Data segment ▸
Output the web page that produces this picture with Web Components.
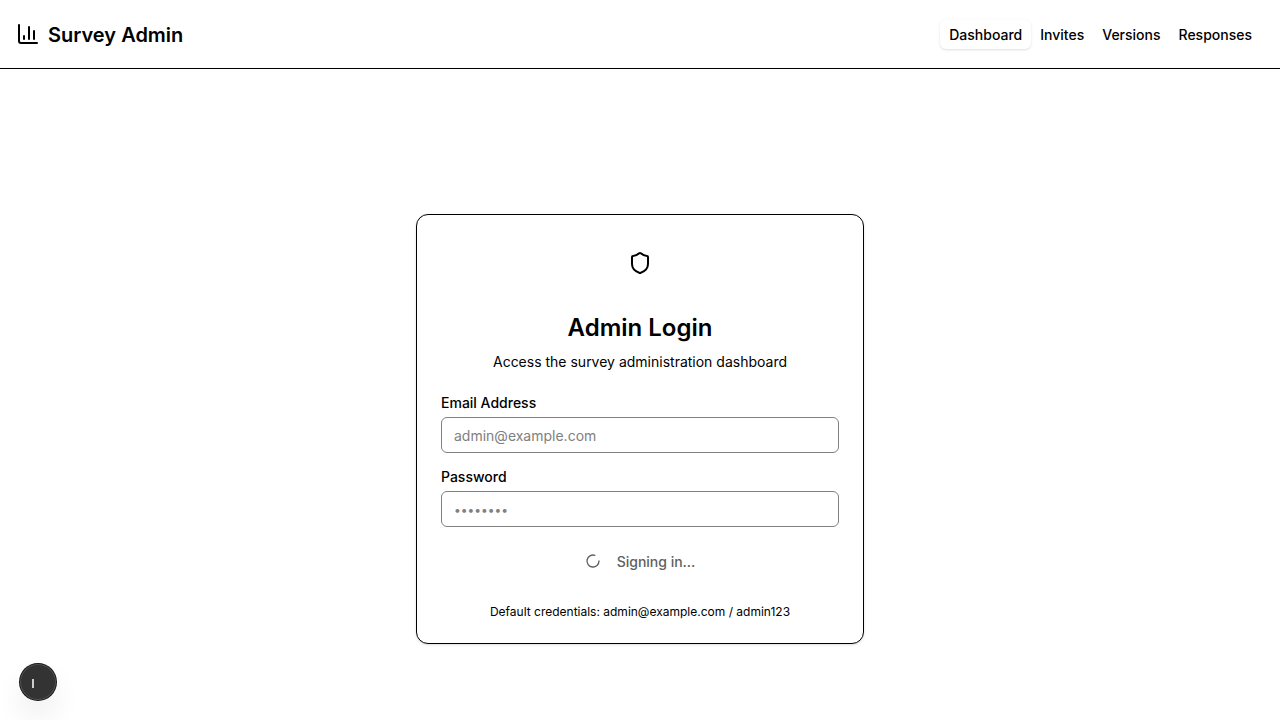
<!DOCTYPE html>
<html lang="en">
<head>
<meta charset="utf-8">
<title>Survey Admin</title>
<style>
  body { display: flex; flex-direction: column; min-height: 100vh; margin: 0; background: #fff; color: #000; font: 14px/20px Inter, "Liberation Sans", sans-serif; }
</style>
</head>
<body>
<admin-header>
  <nav-link href="#dashboard" active>Dashboard</nav-link>
  <nav-link href="#invites">Invites</nav-link>
  <nav-link href="#versions">Versions</nav-link>
  <nav-link href="#responses">Responses</nav-link>
</admin-header>
<login-page>
  <login-card>
    <form-field label="Email Address" type="email" placeholder="admin@example.com"></form-field>
    <form-field label="Password" type="password" placeholder="••••••••"></form-field>
    <loading-button>Signing in...</loading-button>
    <span slot="footer">Default credentials: admin@example.com / admin123</span>
  </login-card>
</login-page>
<dev-badge></dev-badge>

<script>
  const define = (name, render) => customElements.define(name, class extends HTMLElement {
    connectedCallback() {
      if (!this.shadowRoot) this.attachShadow({ mode: "open" }).innerHTML = render(this);
    }
  });

  define("admin-header", () => `
    <style>
      :host { display: block; border-bottom: 1px solid #000; }
      header { display: flex; align-items: center; justify-content: space-between; padding: 16px; }
      .brand { display: flex; align-items: center; gap: 8px; }
      h1 { margin: 0; padding-top: 2px; font-size: 20px; line-height: 28px; font-weight: 600; }
      svg { display: block; }
      nav { display: flex; align-items: flex-end; height: 30px; padding: 3px; }
    </style>
    <header>
      <div class="brand">
        <svg width="24" height="24" viewBox="0 0 24 24" fill="none" stroke="currentColor" stroke-width="2" stroke-linecap="round" stroke-linejoin="round" aria-hidden="true">
          <path d="M3 3v16a2 2 0 0 0 2 2h16"/><path d="M18 17V9"/><path d="M13 17V5"/><path d="M8 17v-3"/>
        </svg>
        <h1>Survey Admin</h1>
      </div>
      <nav><slot></slot></nav>
    </header>`);

  define("nav-link", el => `
    <style>
      :host { display: block; }
      a { display: block; padding: 4px 8px 3px; border: 1px solid transparent; border-radius: 6px;
          color: inherit; text-decoration: none; font-weight: 500; }
      :host([active]) a { background: #fff; box-shadow: 0 1px 3px rgb(0 0 0 / .1), 0 1px 2px -1px rgb(0 0 0 / .1); }
    </style>
    <a href="${el.getAttribute("href")}"><slot></slot></a>`);

  define("login-page", () => `
    <style>
      :host { display: flex; flex: 1; align-items: center; justify-content: center; padding: 85px 16px 16px; box-sizing: border-box; }
    </style>
    <slot></slot>`);

  define("login-card", () => `
    <style>
      :host { display: block; box-sizing: border-box; width: 100%; max-width: 448px; padding: 24px 24px 23px;
              border: 1px solid #000; border-radius: 12px; background: #fff;
              box-shadow: 0 1px 3px rgb(0 0 0 / .1), 0 1px 2px -1px rgb(0 0 0 / .1); }
      .intro { display: flex; flex-direction: column; align-items: center; text-align: center; }
      .icon { display: grid; place-items: center; width: 48px; height: 48px; margin-bottom: 25px; }
      h2 { margin: 0 0 8px; font-size: 24px; line-height: 32px; font-weight: 600; }
      p { margin: 0; }
      form { display: flex; flex-direction: column; gap: 16px; margin: 23px 0 25px; }
      .footer { text-align: center; font-size: 12px; line-height: 16px; }
    </style>
    <div class="intro">
      <div class="icon">
        <svg width="24" height="24" viewBox="0 0 24 24" fill="none" stroke="currentColor" stroke-width="2" stroke-linecap="round" stroke-linejoin="round" aria-hidden="true">
          <path d="M20 13c0 5-3.500 7.500-7.660 8.950a1 1 0 0 1-.67-.01C7.500 20.500 4 18 4 13V6a1 1 0 0 1 1-1c2 0 4.500-1.200 6.240-2.720a1.170 1.170 0 0 1 1.520 0C14.510 3.810 17 5 19 5a1 1 0 0 1 1 1z"/>
        </svg>
      </div>
      <h2>Admin Login</h2>
      <p>Access the survey administration dashboard</p>
    </div>
    <form><slot></slot></form>
    <div class="footer"><slot name="footer"></slot></div>`);

  define("form-field", el => `
    <style>
      :host { display: flex; flex-direction: column; gap: 6px; }
      label { line-height: 16px; font-weight: 500; }
      input { box-sizing: border-box; width: 100%; height: 36px; margin: 0; padding: 4px 12px;
              border: 1px solid #808080; border-radius: 6px; background: #fff; color: #000;
              font: inherit; outline: 0; }
      input::placeholder { color: #808080; opacity: 1; }
      input[type="password"] { font-size: 12px; }
    </style>
    <label for="field">${el.getAttribute("label")}</label>
    <input id="field" type="${el.getAttribute("type")}" placeholder="${el.getAttribute("placeholder")}" disabled>`);

  define("loading-button", () => `
    <style>
      :host { display: block; }
      button { display: flex; align-items: center; justify-content: center; gap: 16px; width: 100%; height: 36px;
               padding: 0 16px; border: 0; border-radius: 6px; background: none; color: #606060;
               font: inherit; font-weight: 500; }
      span { padding-top: 2px; }
    </style>
    <button type="submit" disabled>
      <svg width="16" height="16" viewBox="0 0 24 24" fill="none" stroke="currentColor" stroke-width="2" stroke-linecap="round" aria-hidden="true">
        <path d="M21 12a9 9 0 1 1-6.219-8.560"/>
      </svg>
      <span><slot></slot></span>
    </button>`);

  define("dev-badge", () => `
    <style>
      :host { position: fixed; left: 20px; bottom: 20px; }
      button { display: grid; place-items: center; width: 36px; height: 36px; padding: 0; border: 0; border-radius: 50%;
               background: #333;
               box-shadow: 0 0 0 1px #171717, inset 0 0 0 1px rgb(255 255 255 / .14), 0 16px 32px -8px rgb(0 0 0 / .24); }
    </style>
    <button type="button" aria-label="Open developer tools">
      <svg width="36" height="36" viewBox="0 0 36 36" aria-hidden="true"><path d="M13 15v9" stroke="#ccc" stroke-width="2"/></svg>
    </button>`);
</script>
</body>
</html>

What to do ▸
Copy out all the data exactly; skip the pictures.

Complete answer ▸
Output the web page that produces this picture with Web Components.
<!DOCTYPE html>
<html lang="en">
<head>
<meta charset="utf-8">
<title>Survey Admin</title>
<style>
  body { display: flex; flex-direction: column; min-height: 100vh; margin: 0; background: #fff; color: #000; font: 14px/20px Inter, "Liberation Sans", sans-serif; }
</style>
</head>
<body>
<admin-header>
  <nav-link href="#dashboard" active>Dashboard</nav-link>
  <nav-link href="#invites">Invites</nav-link>
  <nav-link href="#versions">Versions</nav-link>
  <nav-link href="#responses">Responses</nav-link>
</admin-header>
<login-page>
  <login-card>
    <form-field label="Email Address" type="email" placeholder="admin@example.com"></form-field>
    <form-field label="Password" type="password" placeholder="••••••••"></form-field>
    <loading-button>Signing in...</loading-button>
    <span slot="footer">Default credentials: admin@example.com / admin123</span>
  </login-card>
</login-page>
<dev-badge></dev-badge>

<script>
  const define = (name, render) => customElements.define(name, class extends HTMLElement {
    connectedCallback() {
      if (!this.shadowRoot) this.attachShadow({ mode: "open" }).innerHTML = render(this);
    }
  });

  define("admin-header", () => `
    <style>
      :host { display: block; border-bottom: 1px solid #000; }
      header { display: flex; align-items: center; justify-content: space-between; padding: 16px; }
      .brand { display: flex; align-items: center; gap: 8px; }
      h1 { margin: 0; padding-top: 2px; font-size: 20px; line-height: 28px; font-weight: 600; }
      svg { display: block; }
      nav { display: flex; align-items: flex-end; height: 30px; padding: 3px; }
    </style>
    <header>
      <div class="brand">
        <svg width="24" height="24" viewBox="0 0 24 24" fill="none" stroke="currentColor" stroke-width="2" stroke-linecap="round" stroke-linejoin="round" aria-hidden="true">
          <path d="M3 3v16a2 2 0 0 0 2 2h16"/><path d="M18 17V9"/><path d="M13 17V5"/><path d="M8 17v-3"/>
        </svg>
        <h1>Survey Admin</h1>
      </div>
      <nav><slot></slot></nav>
    </header>`);

  define("nav-link", el => `
    <style>
      :host { display: block; }
      a { display: block; padding: 4px 8px 3px; border: 1px solid transparent; border-radius: 6px;
          color: inherit; text-decoration: none; font-weight: 500; }
      :host([active]) a { background: #fff; box-shadow: 0 1px 3px rgb(0 0 0 / .1), 0 1px 2px -1px rgb(0 0 0 / .1); }
    </style>
    <a href="${el.getAttribute("href")}"><slot></slot></a>`);

  define("login-page", () => `
    <style>
      :host { display: flex; flex: 1; align-items: center; justify-content: center; padding: 85px 16px 16px; box-sizing: border-box; }
    </style>
    <slot></slot>`);

  define("login-card", () => `
    <style>
      :host { display: block; box-sizing: border-box; width: 100%; max-width: 448px; padding: 24px 24px 23px;
              border: 1px solid #000; border-radius: 12px; background: #fff;
              box-shadow: 0 1px 3px rgb(0 0 0 / .1), 0 1px 2px -1px rgb(0 0 0 / .1); }
      .intro { display: flex; flex-direction: column; align-items: center; text-align: center; }
      .icon { display: grid; place-items: center; width: 48px; height: 48px; margin-bottom: 25px; }
      h2 { margin: 0 0 8px; font-size: 24px; line-height: 32px; font-weight: 600; }
      p { margin: 0; }
      form { display: flex; flex-direction: column; gap: 16px; margin: 23px 0 25px; }
      .footer { text-align: center; font-size: 12px; line-height: 16px; }
    </style>
    <div class="intro">
      <div class="icon">
        <svg width="24" height="24" viewBox="0 0 24 24" fill="none" stroke="currentColor" stroke-width="2" stroke-linecap="round" stroke-linejoin="round" aria-hidden="true">
          <path d="M20 13c0 5-3.500 7.500-7.660 8.950a1 1 0 0 1-.67-.01C7.500 20.500 4 18 4 13V6a1 1 0 0 1 1-1c2 0 4.500-1.200 6.240-2.720a1.170 1.170 0 0 1 1.520 0C14.510 3.810 17 5 19 5a1 1 0 0 1 1 1z"/>
        </svg>
      </div>
      <h2>Admin Login</h2>
      <p>Access the survey administration dashboard</p>
    </div>
    <form><slot></slot></form>
    <div class="footer"><slot name="footer"></slot></div>`);

  define("form-field", el => `
    <style>
      :host { display: flex; flex-direction: column; gap: 6px; }
      label { line-height: 16px; font-weight: 500; }
      input { box-sizing: border-box; width: 100%; height: 36px; margin: 0; padding: 4px 12px;
              border: 1px solid #808080; border-radius: 6px; background: #fff; color: #000;
              font: inherit; outline: 0; }
      input::placeholder { color: #808080; opacity: 1; }
      input[type="password"] { font-size: 12px; }
    </style>
    <label for="field">${el.getAttribute("label")}</label>
    <input id="field" type="${el.getAttribute("type")}" placeholder="${el.getAttribute("placeholder")}" disabled>`);

  define("loading-button", () => `
    <style>
      :host { display: block; }
      button { display: flex; align-items: center; justify-content: center; gap: 16px; width: 100%; height: 36px;
               padding: 0 16px; border: 0; border-radius: 6px; background: none; color: #606060;
               font: inherit; font-weight: 500; }
      span { padding-top: 2px; }
    </style>
    <button type="submit" disabled>
      <svg width="16" height="16" viewBox="0 0 24 24" fill="none" stroke="currentColor" stroke-width="2" stroke-linecap="round" aria-hidden="true">
        <path d="M21 12a9 9 0 1 1-6.219-8.560"/>
      </svg>
      <span><slot></slot></span>
    </button>`);

  define("dev-badge", () => `
    <style>
      :host { position: fixed; left: 20px; bottom: 20px; }
      button { display: grid; place-items: center; width: 36px; height: 36px; padding: 0; border: 0; border-radius: 50%;
               background: #333;
               box-shadow: 0 0 0 1px #171717, inset 0 0 0 1px rgb(255 255 255 / .14), 0 16px 32px -8px rgb(0 0 0 / .24); }
    </style>
    <button type="button" aria-label="Open developer tools">
      <svg width="36" height="36" viewBox="0 0 36 36" aria-hidden="true"><path d="M13 15v9" stroke="#ccc" stroke-width="2"/></svg>
    </button>`);
</script>
</body>
</html>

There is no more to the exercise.